EXERCISE TASK = Copy out all lines that hold "styles".

______

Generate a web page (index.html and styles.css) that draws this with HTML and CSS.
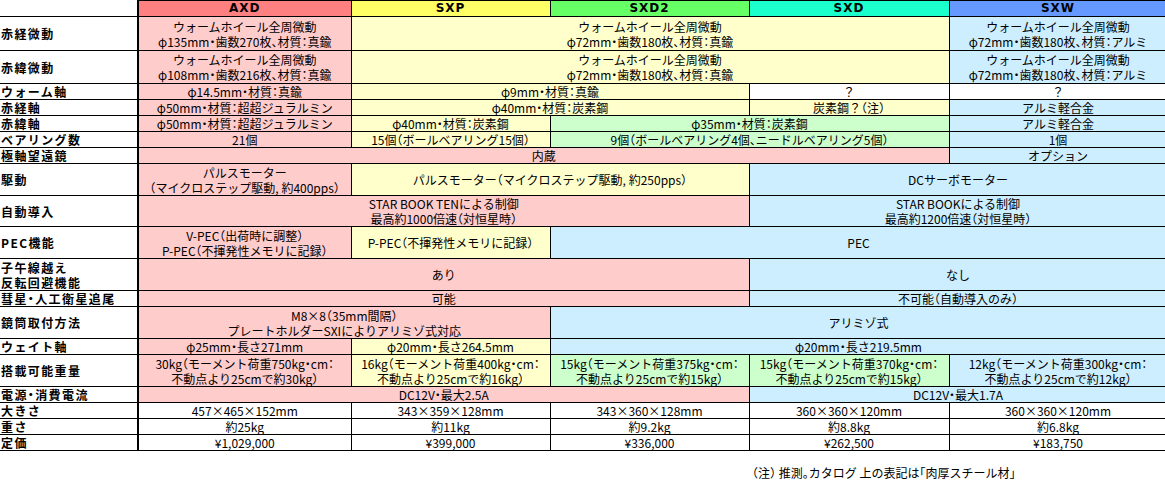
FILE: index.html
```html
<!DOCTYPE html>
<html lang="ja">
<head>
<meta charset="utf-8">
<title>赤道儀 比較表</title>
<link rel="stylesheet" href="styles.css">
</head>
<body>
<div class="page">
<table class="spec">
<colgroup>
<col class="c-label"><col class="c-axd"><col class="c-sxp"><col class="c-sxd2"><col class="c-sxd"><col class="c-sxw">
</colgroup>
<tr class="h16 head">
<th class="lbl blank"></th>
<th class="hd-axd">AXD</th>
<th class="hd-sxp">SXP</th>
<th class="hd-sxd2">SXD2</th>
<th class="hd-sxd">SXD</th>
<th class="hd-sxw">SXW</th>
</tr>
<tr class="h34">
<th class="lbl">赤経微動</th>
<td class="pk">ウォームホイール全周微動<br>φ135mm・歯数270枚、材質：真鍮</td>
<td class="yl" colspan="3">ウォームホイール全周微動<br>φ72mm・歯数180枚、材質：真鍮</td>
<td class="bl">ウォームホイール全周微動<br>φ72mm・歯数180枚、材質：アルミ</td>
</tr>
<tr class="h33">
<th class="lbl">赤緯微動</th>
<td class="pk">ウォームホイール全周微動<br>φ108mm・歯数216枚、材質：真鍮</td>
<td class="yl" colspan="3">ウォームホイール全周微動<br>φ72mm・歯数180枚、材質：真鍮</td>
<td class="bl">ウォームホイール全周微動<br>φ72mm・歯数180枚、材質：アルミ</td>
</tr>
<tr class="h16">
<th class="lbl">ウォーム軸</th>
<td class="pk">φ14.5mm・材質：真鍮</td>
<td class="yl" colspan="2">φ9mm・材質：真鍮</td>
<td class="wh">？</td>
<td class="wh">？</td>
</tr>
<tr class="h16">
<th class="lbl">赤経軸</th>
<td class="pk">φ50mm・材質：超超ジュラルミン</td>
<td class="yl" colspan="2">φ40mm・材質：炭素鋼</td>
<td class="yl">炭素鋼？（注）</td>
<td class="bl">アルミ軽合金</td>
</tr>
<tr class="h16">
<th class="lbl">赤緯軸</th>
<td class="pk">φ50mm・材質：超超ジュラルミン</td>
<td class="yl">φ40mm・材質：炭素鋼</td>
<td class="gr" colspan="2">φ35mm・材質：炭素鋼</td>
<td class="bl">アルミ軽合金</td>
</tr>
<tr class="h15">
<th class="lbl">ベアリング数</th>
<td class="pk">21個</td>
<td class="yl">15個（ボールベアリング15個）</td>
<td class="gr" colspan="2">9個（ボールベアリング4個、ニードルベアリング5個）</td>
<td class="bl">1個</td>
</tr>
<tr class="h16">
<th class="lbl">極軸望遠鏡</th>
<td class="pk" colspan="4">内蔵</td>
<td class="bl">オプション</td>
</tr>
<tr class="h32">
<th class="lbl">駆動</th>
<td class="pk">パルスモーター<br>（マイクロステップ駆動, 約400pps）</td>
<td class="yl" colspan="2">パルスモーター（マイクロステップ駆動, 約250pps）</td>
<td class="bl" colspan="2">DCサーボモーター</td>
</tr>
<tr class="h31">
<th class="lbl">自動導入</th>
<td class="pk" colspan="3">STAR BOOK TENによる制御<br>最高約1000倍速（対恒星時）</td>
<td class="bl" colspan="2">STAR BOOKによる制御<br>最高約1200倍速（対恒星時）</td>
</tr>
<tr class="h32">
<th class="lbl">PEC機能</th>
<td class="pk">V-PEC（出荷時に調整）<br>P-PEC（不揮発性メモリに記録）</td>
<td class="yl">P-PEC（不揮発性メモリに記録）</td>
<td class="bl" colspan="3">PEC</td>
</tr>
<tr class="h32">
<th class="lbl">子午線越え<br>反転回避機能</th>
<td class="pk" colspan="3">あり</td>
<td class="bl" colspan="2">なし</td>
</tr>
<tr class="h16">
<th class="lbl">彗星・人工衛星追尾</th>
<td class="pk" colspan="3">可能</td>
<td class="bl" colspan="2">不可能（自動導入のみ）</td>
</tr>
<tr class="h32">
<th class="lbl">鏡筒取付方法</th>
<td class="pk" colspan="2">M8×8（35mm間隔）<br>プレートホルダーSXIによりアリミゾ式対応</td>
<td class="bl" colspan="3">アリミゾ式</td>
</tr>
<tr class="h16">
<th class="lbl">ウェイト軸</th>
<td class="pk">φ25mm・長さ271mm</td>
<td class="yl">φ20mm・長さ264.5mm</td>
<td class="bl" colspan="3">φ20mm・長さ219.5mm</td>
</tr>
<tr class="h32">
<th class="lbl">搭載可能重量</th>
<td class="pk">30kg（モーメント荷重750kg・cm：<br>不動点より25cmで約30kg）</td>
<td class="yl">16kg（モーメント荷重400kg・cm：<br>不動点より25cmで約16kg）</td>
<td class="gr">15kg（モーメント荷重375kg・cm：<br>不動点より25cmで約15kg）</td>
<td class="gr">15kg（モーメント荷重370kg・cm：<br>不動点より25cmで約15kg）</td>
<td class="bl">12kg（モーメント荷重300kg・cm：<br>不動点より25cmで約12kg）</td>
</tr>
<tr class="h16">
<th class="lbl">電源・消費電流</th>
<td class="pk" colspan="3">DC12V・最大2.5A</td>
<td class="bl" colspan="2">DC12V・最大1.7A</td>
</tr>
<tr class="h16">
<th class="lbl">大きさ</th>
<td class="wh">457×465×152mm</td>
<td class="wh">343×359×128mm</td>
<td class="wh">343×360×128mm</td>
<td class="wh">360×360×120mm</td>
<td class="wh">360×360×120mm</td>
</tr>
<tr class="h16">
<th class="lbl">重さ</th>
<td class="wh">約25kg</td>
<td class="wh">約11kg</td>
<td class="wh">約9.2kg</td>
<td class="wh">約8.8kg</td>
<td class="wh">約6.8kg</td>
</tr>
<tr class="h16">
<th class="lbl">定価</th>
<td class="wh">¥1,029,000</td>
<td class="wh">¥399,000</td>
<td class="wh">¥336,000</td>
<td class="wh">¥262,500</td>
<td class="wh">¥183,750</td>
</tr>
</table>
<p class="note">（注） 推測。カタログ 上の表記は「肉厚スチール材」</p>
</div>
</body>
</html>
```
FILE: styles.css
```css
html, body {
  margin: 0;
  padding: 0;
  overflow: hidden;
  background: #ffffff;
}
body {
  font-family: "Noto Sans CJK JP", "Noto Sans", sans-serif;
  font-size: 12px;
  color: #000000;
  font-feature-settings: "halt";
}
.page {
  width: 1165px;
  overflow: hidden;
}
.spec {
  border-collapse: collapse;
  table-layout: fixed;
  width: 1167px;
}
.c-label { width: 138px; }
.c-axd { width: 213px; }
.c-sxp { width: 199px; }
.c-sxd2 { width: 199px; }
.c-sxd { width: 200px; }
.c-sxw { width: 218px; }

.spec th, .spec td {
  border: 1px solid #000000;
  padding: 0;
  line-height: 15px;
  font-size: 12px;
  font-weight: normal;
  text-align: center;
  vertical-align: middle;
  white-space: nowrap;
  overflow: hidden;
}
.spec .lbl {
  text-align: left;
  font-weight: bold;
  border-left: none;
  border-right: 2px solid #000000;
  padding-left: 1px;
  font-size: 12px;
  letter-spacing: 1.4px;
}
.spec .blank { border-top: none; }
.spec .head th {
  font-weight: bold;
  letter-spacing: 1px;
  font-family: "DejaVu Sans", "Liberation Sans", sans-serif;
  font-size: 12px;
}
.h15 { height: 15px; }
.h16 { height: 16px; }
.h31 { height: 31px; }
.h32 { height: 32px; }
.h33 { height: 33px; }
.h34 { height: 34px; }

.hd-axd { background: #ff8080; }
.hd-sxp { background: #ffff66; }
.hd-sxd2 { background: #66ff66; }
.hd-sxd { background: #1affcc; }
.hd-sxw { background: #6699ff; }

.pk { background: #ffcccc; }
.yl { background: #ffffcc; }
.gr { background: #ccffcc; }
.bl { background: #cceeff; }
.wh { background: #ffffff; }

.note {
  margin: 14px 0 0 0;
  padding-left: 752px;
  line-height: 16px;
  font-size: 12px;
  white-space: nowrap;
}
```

______

CORRECT ANSWER =
Generate a web page (index.html and styles.css) that draws this with HTML and CSS.
<link rel="stylesheet" href="styles.css">
FILE: styles.css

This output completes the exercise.